Carnaval is a time when everyone dresses up as well, comparable to Halloween in the states. My friend and I went to Don Dino, a local costume shop to pick up some masks and a vaquero (cowboy) outfit for me, and since we live on the Mediterranean I felt it was appropriate to ride a sea horse for the night. Before I left to my friend’s piso or apartment, I helped my host sister and her friend prepare their cat costumes and intricate face paint. My Carnaval experience was a lot of fun while I socialized and danced the night away. It is known that the Brazilian Carival is one of the best-known celebrations today, and the Carnival in Rio de Janeiro is the largest in the world, according to the Guinness World Records. However, I was greatly satisfied with the Alicantian Carnaval.

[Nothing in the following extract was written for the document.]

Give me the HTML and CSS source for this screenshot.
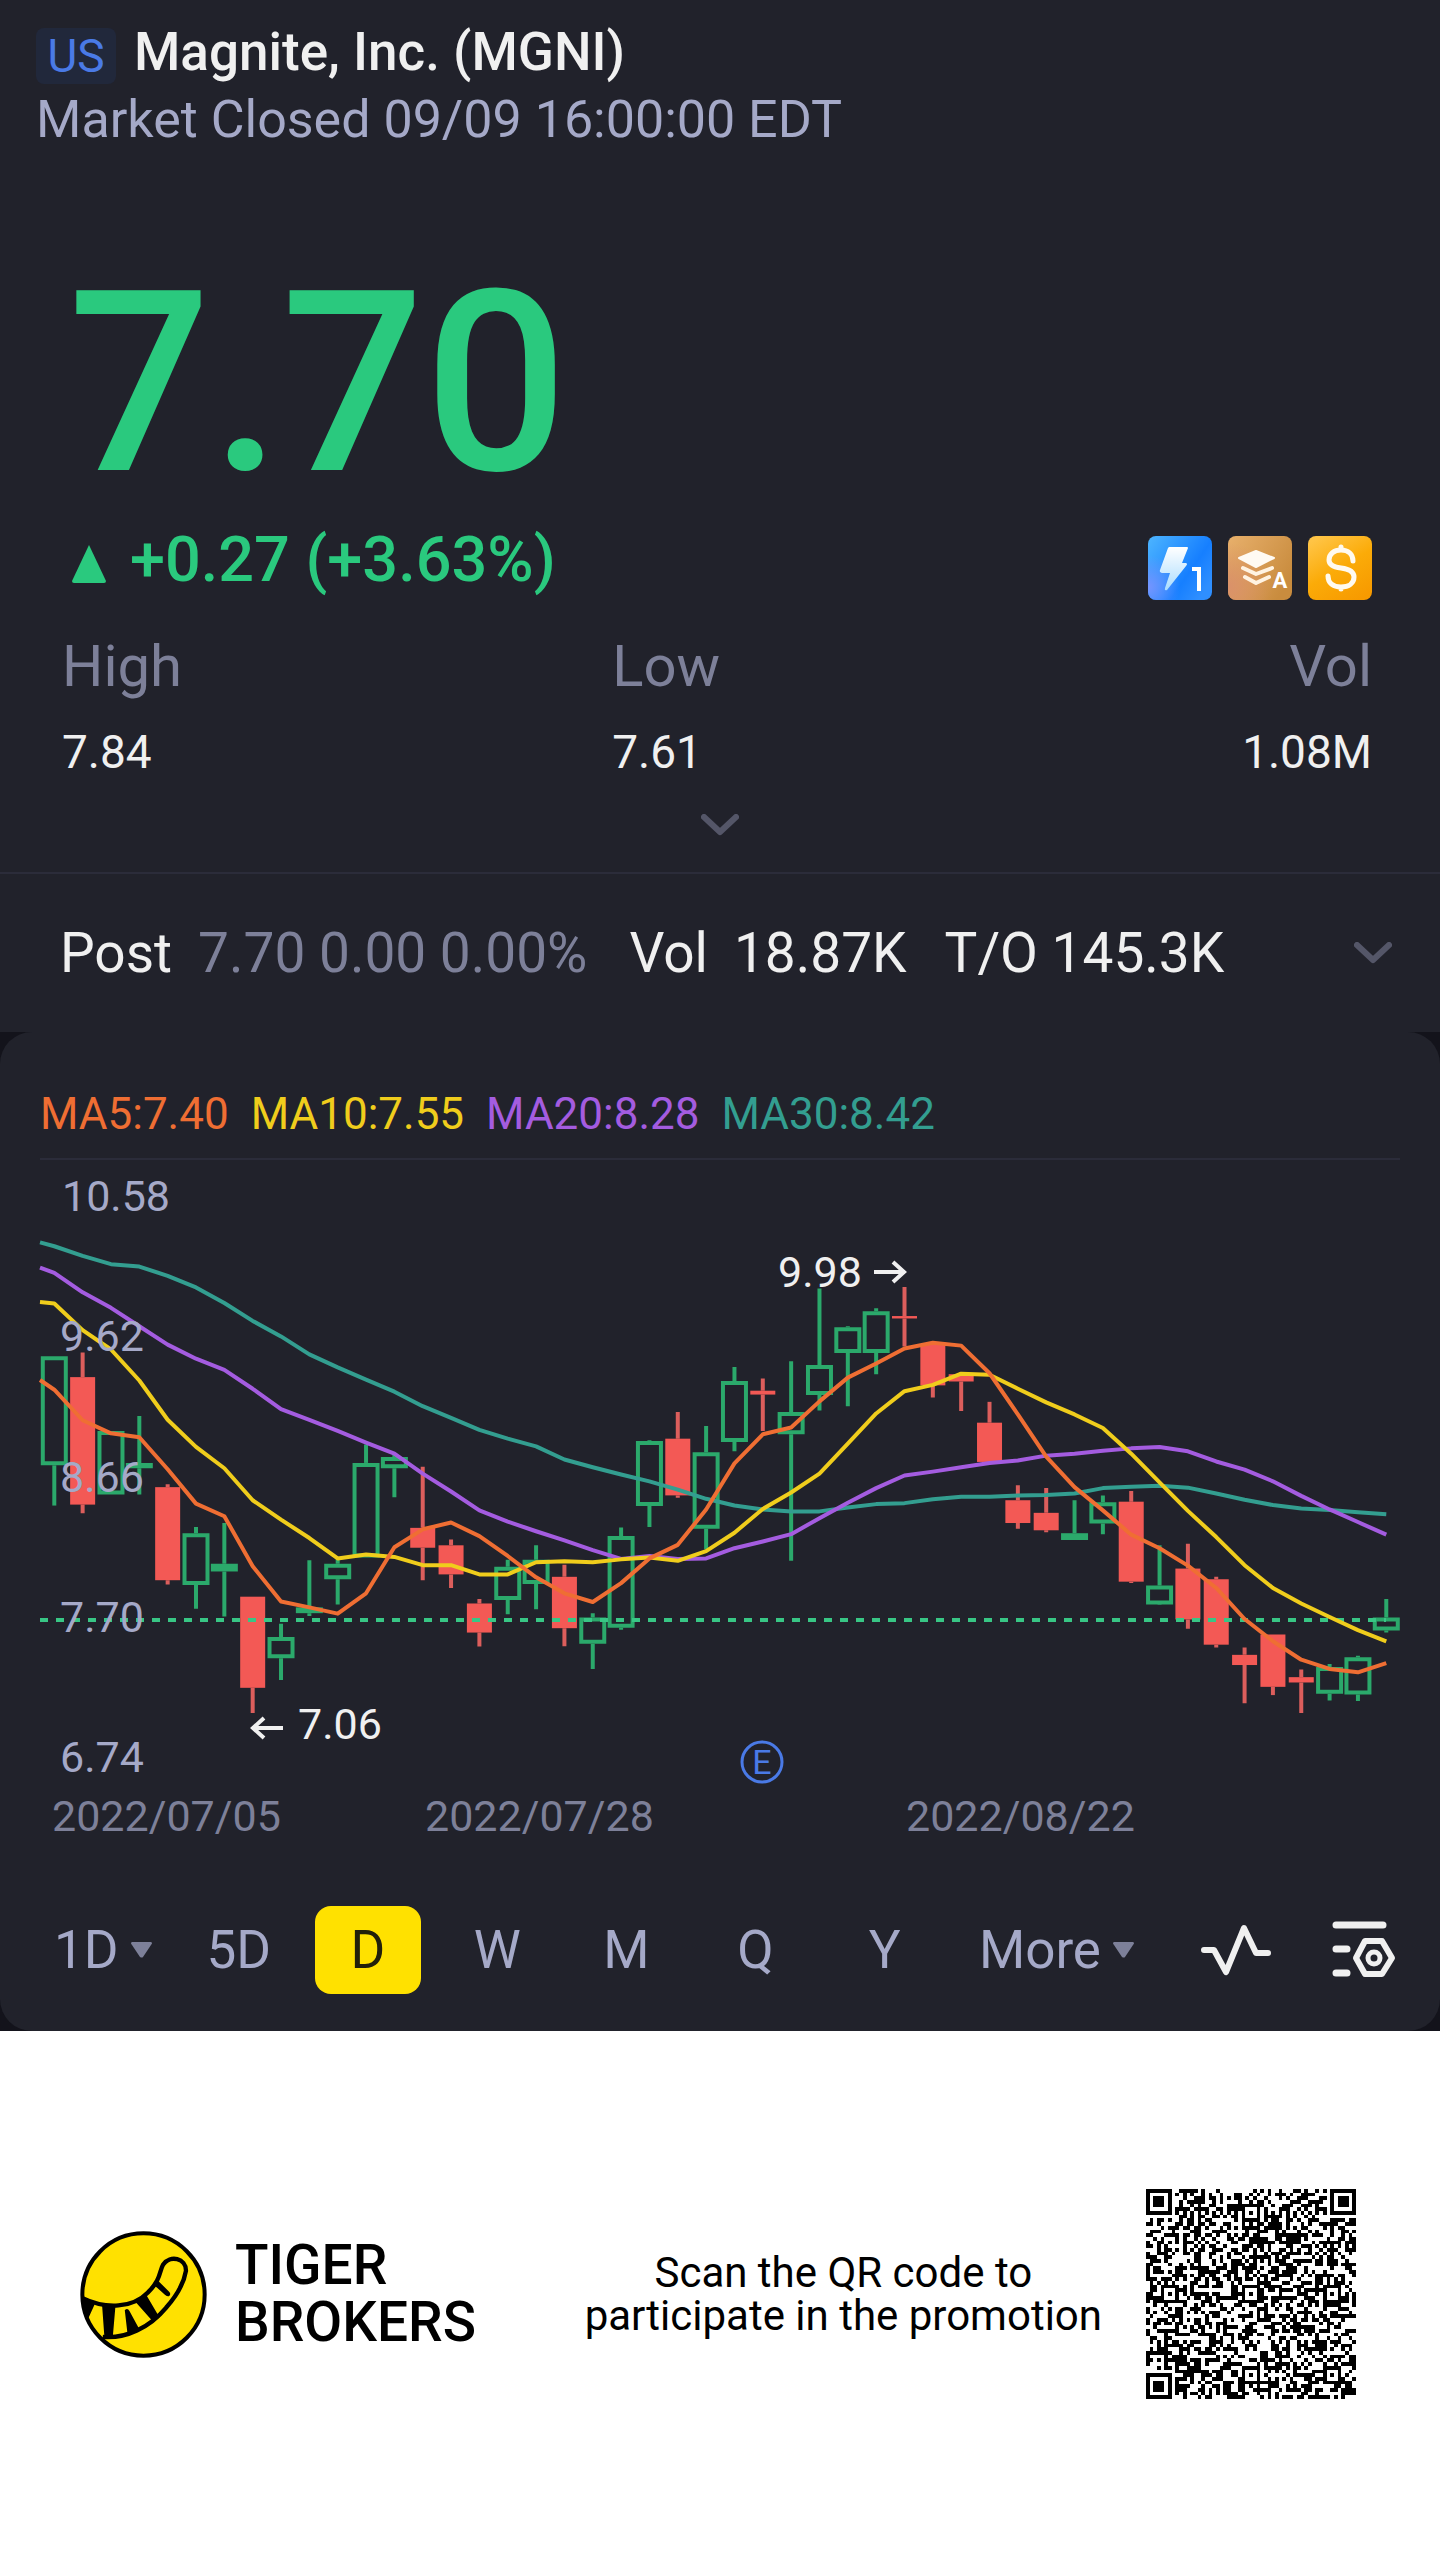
FILE: index.html
```html
<!DOCTYPE html>
<html lang="en">
<head>
<meta charset="utf-8">
<meta name="viewport" content="width=device-width, initial-scale=1">
<title>Magnite, Inc. (MGNI)</title>
<link rel="stylesheet" href="styles.css">
</head>
<body>
<main class="app">
  <section class="quote">
    <header class="head">
      <div class="head-row">
        <span class="market">US</span>
        <h1 class="name">Magnite, Inc. (MGNI)</h1>
      </div>
      <p class="status">Market Closed 09/09 16:00:00 EDT</p>
    </header>
    <p class="price">7.70</p>
    <div class="change-row">
      <p class="change">
        <svg class="up" viewBox="0 0 34 38" aria-hidden="true"><path d="M17 0 34 36q0 2-2 2H2q-2 0-2-2z"/></svg>
        <span>+0.27 (+3.63%)</span>
      </p>
      <div class="badges">
        <svg class="badge" viewBox="0 0 64 64" role="img" aria-label="Level 1 quotes">
          <defs>
            <linearGradient id="blue" x1="0" y1="0" x2="1" y2="0.7"><stop offset="0" stop-color="#4db5ff"/><stop offset="0.7" stop-color="#167fff"/><stop offset="1" stop-color="#2f8fff"/></linearGradient>
            <radialGradient id="violet" cx="0" cy="0.8" r="0.5"><stop offset="0" stop-color="#7594ff"/><stop offset="1" stop-color="#7594ff" stop-opacity="0"/></radialGradient>
            <linearGradient id="bolt" x1="0" y1="0" x2="0" y2="1"><stop offset="0" stop-color="#fff"/><stop offset="1" stop-color="#a9dcff"/></linearGradient>
          </defs>
          <rect width="64" height="64" rx="8" fill="url(#blue)"/>
          <rect width="64" height="64" rx="8" fill="url(#violet)"/>
          <path d="M21 11h18q1 0 1 1l-6 15h4q2 1 0 3L19 54q-3 1-2-2l5-15h-8q-3-1-2-3l8-22z" fill="url(#bolt)"/>
          <path d="M44 33h7v22" fill="none" stroke="#fff" stroke-width="4"/>
        </svg>
        <svg class="badge" viewBox="0 0 64 64" role="img" aria-label="Depth A">
          <defs>
            <linearGradient id="bronze" x1="0" y1="0" x2="1" y2="0.6"><stop offset="0" stop-color="#e8b06c"/><stop offset="1" stop-color="#c98c3e"/></linearGradient>
            <radialGradient id="rose" cx="0" cy="0.8" r="0.7"><stop offset="0" stop-color="#da916a"/><stop offset="1" stop-color="#da916a" stop-opacity="0"/></radialGradient>
          </defs>
          <rect width="64" height="64" rx="8" fill="url(#bronze)"/>
          <rect width="64" height="64" rx="8" fill="url(#rose)"/>
          <path d="M11 22 28 15 46 22 28 31z" fill="#fffaf2" stroke="#fffaf2" stroke-width="2" stroke-linejoin="round"/>
          <path d="M15 32l13 6 16-6M17 41l11 6 13-6" fill="none" stroke="#fff3e2" stroke-width="4" stroke-linecap="round" stroke-linejoin="round"/>
          <text x="52" y="52" class="badge-letter">A</text>
        </svg>
        <svg class="badge" viewBox="0 0 64 64" role="img" aria-label="Dividend">
          <defs>
            <linearGradient id="gold" x1="0.2" y1="0" x2="0.8" y2="1"><stop offset="0" stop-color="#ffc445"/><stop offset="0.5" stop-color="#fbab08"/><stop offset="1" stop-color="#f79a00"/></linearGradient>
          </defs>
          <rect width="64" height="64" rx="8" fill="url(#gold)"/>
          <path d="M45 25c0-7-5-11-12-11s-12 4-12 10c0 5 4 7 12 8s13 3 13 9-5 10-13 10-13-4-13-11M33 11v3M33 51v2" fill="none" stroke="#fffaf0" stroke-width="5" stroke-linecap="round"/>
        </svg>
      </div>
    </div>
    <dl class="stats">
      <div><dt>High</dt><dd>7.84</dd></div>
      <div><dt>Low</dt><dd>7.61</dd></div>
      <div class="right"><dt>Vol</dt><dd>1.08M</dd></div>
    </dl>
    <button class="expand" type="button" aria-label="Show more figures">
      <svg class="chevron" viewBox="0 0 38 22" aria-hidden="true"><path d="M3 3l16 15L35 3"/></svg>
    </button>
  </section>

  <section class="post">
    <span>Post</span>
    <span class="muted">7.70 0.00 0.00%</span>
    <span class="post-vol">Vol</span>
    <span>18.87K</span>
    <span class="post-to">T/O 145.3K</span>
    <button class="post-more" type="button" aria-label="Show post-market details">
      <svg class="chevron" viewBox="0 0 38 22" aria-hidden="true"><path d="M3 3l16 15L35 3"/></svg>
    </button>
  </section>

  <div class="panel-back">
  <section class="panel">
    <ul class="averages">
      <li class="ma5">MA5:7.40</li>
      <li class="ma10">MA10:7.55</li>
      <li class="ma20">MA20:8.28</li>
      <li class="ma30">MA30:8.42</li>
    </ul>
    <svg class="chart" viewBox="0 0 1440 700" role="img" aria-label="Daily candlestick chart">
      <g id="candles"></g>
      <path class="last" d="M40 460H1386"/>
      <g id="lines"></g>
      <g class="axis">
        <text x="62" y="51">10.58</text>
        <text x="60" y="191">9.62</text>
        <text x="60" y="332">8.66</text>
        <text x="60" y="472">7.70</text>
        <text x="60" y="612">6.74</text>
      </g>
      <g class="dates">
        <text x="52" y="671">2022/07/05</text>
        <text x="425" y="671">2022/07/28</text>
        <text x="906" y="671">2022/08/22</text>
      </g>
      <g class="marks">
        <text x="298" y="579">7.06</text>
        <path d="M283 568H253M264 558l-11 10 11 10"/>
        <text x="778" y="127">9.98</text>
        <path d="M874 112h30M893 102l11 10-11 10"/>
      </g>
      <g class="event">
        <circle cx="762" cy="602" r="20"/>
        <text x="762" y="614">E</text>
      </g>
    </svg>
    <nav class="periods" aria-label="Chart period">
      <button type="button" class="first">1D<svg class="tri" viewBox="0 0 21 16" aria-hidden="true"><path d="M1 0h19q2 1 0 3l-8 12q-1 1-3 0L1 3q-2-2 0-3z"/></svg></button>
      <button type="button">5D</button>
      <button type="button" class="active" aria-pressed="true">D</button>
      <button type="button">W</button>
      <button type="button">M</button>
      <button type="button">Q</button>
      <button type="button">Y</button>
      <button type="button">More<svg class="tri" viewBox="0 0 21 16" aria-hidden="true"><path d="M1 0h19q2 1 0 3l-8 12q-1 1-3 0L1 3q-2-2 0-3z"/></svg></button>
      <button type="button" aria-label="Indicators">
        <svg class="tool" viewBox="0 0 72 60" aria-hidden="true"><path d="M4 30h10l12 22L44 8l12 25h12" stroke-width="6"/></svg>
      </button>
      <button type="button" aria-label="Chart settings">
        <svg class="tool" viewBox="0 0 72 60" aria-hidden="true"><g stroke-width="7"><path d="M8 5h47M8 29h11M8 53h11"/><path d="M37 21h17l10 17-10 16H37L28 38z" stroke-width="6"/><circle cx="46" cy="38" r="6" stroke-width="5"/></g></svg>
      </button>
    </nav>
  </section>
  </div>

  <footer class="promo">
    <div class="brand">
      <svg class="logo" viewBox="92 93 380 380" aria-hidden="true">
        <defs><clipPath id="disc"><circle cx="282" cy="283" r="186"/></clipPath></defs>
        <circle cx="282" cy="283" r="183" fill="#ffe100"/>
        <g clip-path="url(#disc)">
          <path d="M98 293C170 328 250 324 296 276 335 238 329 213 341 193 361 164 410 174 409 212 403 248 381 287 350 322 300 382 230 416 160 410" fill="none" stroke="#000" stroke-width="13"/>
          <path d="M92 288 136 312 118 352 112 372 92 350zM158 314 198 318 190 412 165 410zM259 306 290 284 330 352 312 366zM226 330q8-8 14 2l28 52-34 16zM310 254 324 240 358 274q8 8 0 14-4 2-12-4l-24-22z"/>
        </g>
        <circle cx="282" cy="283" r="183" fill="none" stroke="#000" stroke-width="12"/>
      </svg>
      <p class="brand-name">TIGER<br>BROKERS</p>
    </div>
    <p class="scan">Scan the QR code to<br>participate in the promotion</p>
    <svg class="qr" viewBox="0 0 57 57" shape-rendering="crispEdges" role="img" aria-label="QR code"><path id="qr"/></svg>
  </footer>
</main>
<script src="chart.js"></script>
</body>
</html>
```
FILE: styles.css
```css
* { box-sizing: border-box; }
body {
  margin: 0;
  background: #fff;
  color: #f0f0f0;
  font-family: Roboto, "Noto Sans", sans-serif;
  font-weight: 400;
}
h1, p, dl, dt, dd, ul { margin: 0; padding: 0; font-weight: inherit; }
ul { list-style: none; }
button {
  border: 0;
  padding: 0;
  background: none;
  color: inherit;
  font: inherit;
}
svg { display: block; }

.quote {
  background: #21222b;
  border-bottom: 2px solid #2b2c3a;
}
.head { padding: 20px 36px 0; }
.head-row { display: flex; align-items: center; gap: 18px; }
.market {
  width: 80px;
  margin-top: 8px;
  border-radius: 8px;
  background: #21283b;
  color: #4a7ae6;
  font-size: 46px;
  line-height: 56px;
  text-align: center;
}
.name { font-size: 53px; font-weight: 500; line-height: 60px; }
.status { color: #a5a9c8; font-size: 52px; line-height: 64px; margin-top: 4px; }
.price {
  padding: 0 68px;
  margin-top: 104px;
  color: #2ac97e;
  font-size: 252px;
  font-weight: 500;
  line-height: 256px;
}
.change-row {
  display: flex;
  justify-content: space-between;
  align-items: center;
  padding: 0 68px 0 72px;
  margin-top: 8px;
}
.change {
  display: flex;
  align-items: center;
  gap: 24px;
  color: #2ac97e;
  font-size: 63px;
  font-weight: 500;
  line-height: 74px;
}
.up { width: 34px; height: 38px; margin-top: 8px; fill: #2ac97e; }
.badges { display: flex; gap: 16px; margin-top: 16px; }
.badge { width: 64px; height: 64px; }
.badge-letter { font-size: 22px; font-weight: 700; fill: #fff; text-anchor: middle; }
.stats {
  display: grid;
  grid-template-columns: 42fr 29fr 29fr;
  padding: 0 68px 0 62px;
  margin-top: 22px;
}
.stats dt { color: #7d8099; font-size: 58px; line-height: 88px; }
.stats dd { font-size: 46px; line-height: 84px; }
.right { text-align: right; }
.expand { display: block; width: 100%; padding: 20px 0 36px; }
.chevron {
  width: 38px;
  height: 22px;
  margin: 0 auto;
  fill: none;
  stroke: #545668;
  stroke-width: 6;
  stroke-linecap: round;
  stroke-linejoin: round;
}

.post {
  display: flex;
  align-items: center;
  gap: 26px;
  height: 158px;
  padding: 0 48px 0 60px;
  background: #21222b;
  font-size: 55px;
  white-space: nowrap;
}
.muted { color: #7d8099; }
.post-vol { margin-left: 16px; }
.post-to { margin-left: 12px; }
.post-more { margin-left: auto; }

.panel-back { background: #13131b; }
.panel { border-radius: 32px; background: #21222b; }
.averages {
  display: flex;
  gap: 22px;
  margin: 0 40px;
  padding-top: 48px;
  border-bottom: 2px solid #2b2c3a;
  font-size: 44px;
  line-height: 68px;
  height: 128px;
}
.ma5 { color: #ef6e33; }
.ma10 { color: #f0cd1c; }
.ma20 { color: #a45ce0; }
.ma30 { color: #339e90; }

.chart { width: 100%; height: auto; font-size: 43px; }
.candle-up path { fill: none; stroke: #2ba96b; stroke-width: 4; }
.candle-down { fill: #f35955; }
.candle-down path { stroke: #dc5e5c; stroke-width: 4; }
.line { fill: none; stroke-width: 4; stroke-linejoin: round; }
.line.ma5 { stroke: #ef6e33; }
.line.ma10 { stroke: #f0cd1c; }
.line.ma20 { stroke: #a45ce0; }
.line.ma30 { stroke: #339e90; }
.last { stroke: #38c685; stroke-width: 4; stroke-dasharray: 8 8; }
.axis { fill: #a5a9c8; }
.dates { fill: #7d8099; }
.marks { fill: #f0f0f0; }
.marks path { fill: none; stroke: #f0f0f0; stroke-width: 4; }
.event { fill: #4a7ae6; font-size: 34px; text-anchor: middle; }
.event circle { fill: none; stroke: #4a7ae6; stroke-width: 3; }

.periods {
  display: grid;
  grid-template-columns: 120fr repeat(6, 129fr) 214fr 144fr 112fr;
  align-items: center;
  padding: 46px 20px 37px 54px;
  color: #a5a9c8;
  font-size: 53px;
}
.periods button {
  display: flex;
  align-items: center;
  justify-content: center;
  gap: 12px;
  height: 88px;
}
.periods .first { justify-content: flex-start; }
.periods .active {
  margin: 0 12px;
  border-radius: 16px;
  background: #ffe100;
  color: #22200a;
}
.tri { width: 21px; height: 16px; fill: #7d8099; }
.tool { width: 72px; height: 60px; fill: none; stroke: #f0f0f0; stroke-linecap: round; stroke-linejoin: round; }

.promo {
  display: flex;
  align-items: center;
  padding: 158px 84px 158px 80px;
  color: #000;
}
.brand { display: flex; align-items: center; gap: 28px; }
.logo { width: 127px; height: 127px; }
.brand-name { font-size: 55px; font-weight: 500; line-height: 57px; }
.scan { margin: 0 44px 0 auto; font-size: 42px; line-height: 43px; text-align: center; }
.qr { width: 210px; height: 210px; }
```
FILE: chart.js
```js
const NS = "http://www.w3.org/2000/svg";
const STEP = 28.34, FIRST = 54.3, TICK = 0.4847, OFFSET = -80;
const px = i => FIRST + STEP * i;
const py = v => v * TICK + OFFSET;

// One row per trading day: direction, body top, body bottom, high, low.
const days = `u570,795,570,878 d613,876,562,894 u724,855,724,855 u790,801,693,855 d840,1032,834,1041
u935,1042,922,1091 u998,1014,914,1107 d1066,1254,1066,1306 u1149,1193,1122,1238 u1088,1100,991,1106
u998,1030,985,1082 u790,985,752,985 u778,801,770,861 d924,965,798,1032 d960,1020,948,1048
d1080,1140,1071,1169 u1004,1073,990,1102 u990,1040,960,1092 d1025,1131,1000,1168 u1109,1163,1100,1215
u941,1130,923,1134 u745,879,743,922 d740,857,685,862 u768,926,714,968 u621,747,592,766
d641,649,616,724 u685,731,580,992 u588,650,430,682 u510,563,508,673 u477,563,471,607
d487,492,427,550 d545,630,540,655 d607,622,603,683 d707,788,664,788 d867,914,836,926
d893,929,842,933 u935,949,867,949 u871,915,857,937 d870,1035,848,1038 u1043,1082,960,1083
d1008,1113,957,1132 d1030,1165,1025,1171 d1186,1207,1171,1286 d1144,1252,1144,1269 d1232,1243,1216,1306
u1211,1266,1205,1280 u1191,1268,1188,1281 u1109,1136,1071,1140`.split(/\s+/);

// The first value of each average is where it enters the plot on the left.
const averages = {
  ma30: [335,343,363,380,385,404,428,460,497,529,566,593,618,643,673,697,722,740,756,783,799,814,828,845,864,878,886,890,890,882,875,873,865,860,860,857,856,853,842,839,837,841,853,866,877,884,887,892,896],
  ma20: [387,398,438,470,508,546,575,598,637,679,701,724,748,771,812,849,888,911,931,950,970,988,982,988,987,966,952,937,904,872,842,816,808,799,790,785,775,771,765,760,757,766,787,804,828,858,886,912,938],
  ma10: [458,461,516,556,620,701,757,801,867,907,945,987,979,984,1001,1001,1020,1020,995,993,995,989,985,992,972,934,885,851,812,750,688,642,629,606,608,637,665,690,718,771,830,889,943,1001,1048,1080,1108,1135,1158],
  ma5: [619,639,702,729,737,803,874,900,1003,1076,1088,1101,1059,964,927,913,941,982,1026,1059,1077,1038,987,959,886,791,731,717,663,614,585,554,542,548,605,690,777,840,888,938,966,1002,1048,1112,1158,1196,1215,1222,1203]
};

function add(parent, name, attrs) {
  const el = document.createElementNS(NS, name);
  for (const key in attrs) el.setAttribute(key, attrs[key]);
  parent.appendChild(el);
  return el;
}

const candles = document.getElementById("candles");
days.forEach((row, i) => {
  const up = row[0] === "u";
  const [top, bottom, high, low] = row.slice(1).split(",").map(v => py(+v));
  const x = px(i);
  const g = add(candles, "g", { class: up ? "candle-up" : "candle-down" });
  add(g, "path", { d: `M${x} ${high}V${top}M${x} ${bottom}V${low}` });
  if (up) {
    const h = Math.max(bottom - top - 4, 1);
    add(g, "path", { d: `M${x - 11.5} ${top + 2}h23v${h}h-23z` });
  } else {
    add(g, "rect", { x: x - 12.5, y: top, width: 25, height: bottom - top });
  }
});

const lines = document.getElementById("lines");
for (const name in averages) {
  const points = averages[name].map((v, i) => `${i ? px(i - 1) : 40},${py(v)}`);
  add(lines, "polyline", { class: "line " + name, points: points.join(" ") });
}

// QR symbol: finders, alignment marks and timing rows over the data modules.
const SIZE = 57;
const marks = [6, 28, 50];
let seed = 20220909;
function bit() {
  seed ^= seed << 13; seed ^= seed >>> 17; seed ^= seed << 5;
  return seed & 1;
}
function moduleAt(x, y, data) {
  for (const [cx, cy] of [[3, 3], [SIZE - 4, 3], [3, SIZE - 4]]) {
    const d = Math.max(Math.abs(x - cx), Math.abs(y - cy));
    if (d <= 4) return d !== 2 && d !== 4;
  }
  for (const cx of marks) for (const cy of marks) {
    if ((cx === 6 && cy !== 28) || (cy === 6 && cx !== 28)) continue;
    const d = Math.max(Math.abs(x - cx), Math.abs(y - cy));
    if (d <= 2) return d !== 1;
  }
  if (x === 6) return y % 2 === 0;
  if (y === 6) return x % 2 === 0;
  return data;
}
let d = "";
for (let y = 0; y < SIZE; y++)
  for (let x = 0; x < SIZE; x++)
    if (moduleAt(x, y, bit())) d += `M${x} ${y}h1v1h-1z`;
document.getElementById("qr").setAttribute("d", d);
```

The week after, a good bit of our USAC group signed up for an excursion to Morocco! We all had to wake up extremely early the day after class to catch a flight into Sevilla, where we had 8 hours to kill before the trip started. Luckily I had a friend who was studying there and he gave us an awesome tour of the city. After a very early Spanish Scramble breakfast, we went to the 3rd largest Cathedral in the world and the 4th largest Gothic cathedral (that had Christopher Columbus remains), the Mushroom, walked along the river, and went to Plaza de España, one of my favorite spots that was also featured in a Star Wars movie! Check out this picture, and then watch this video.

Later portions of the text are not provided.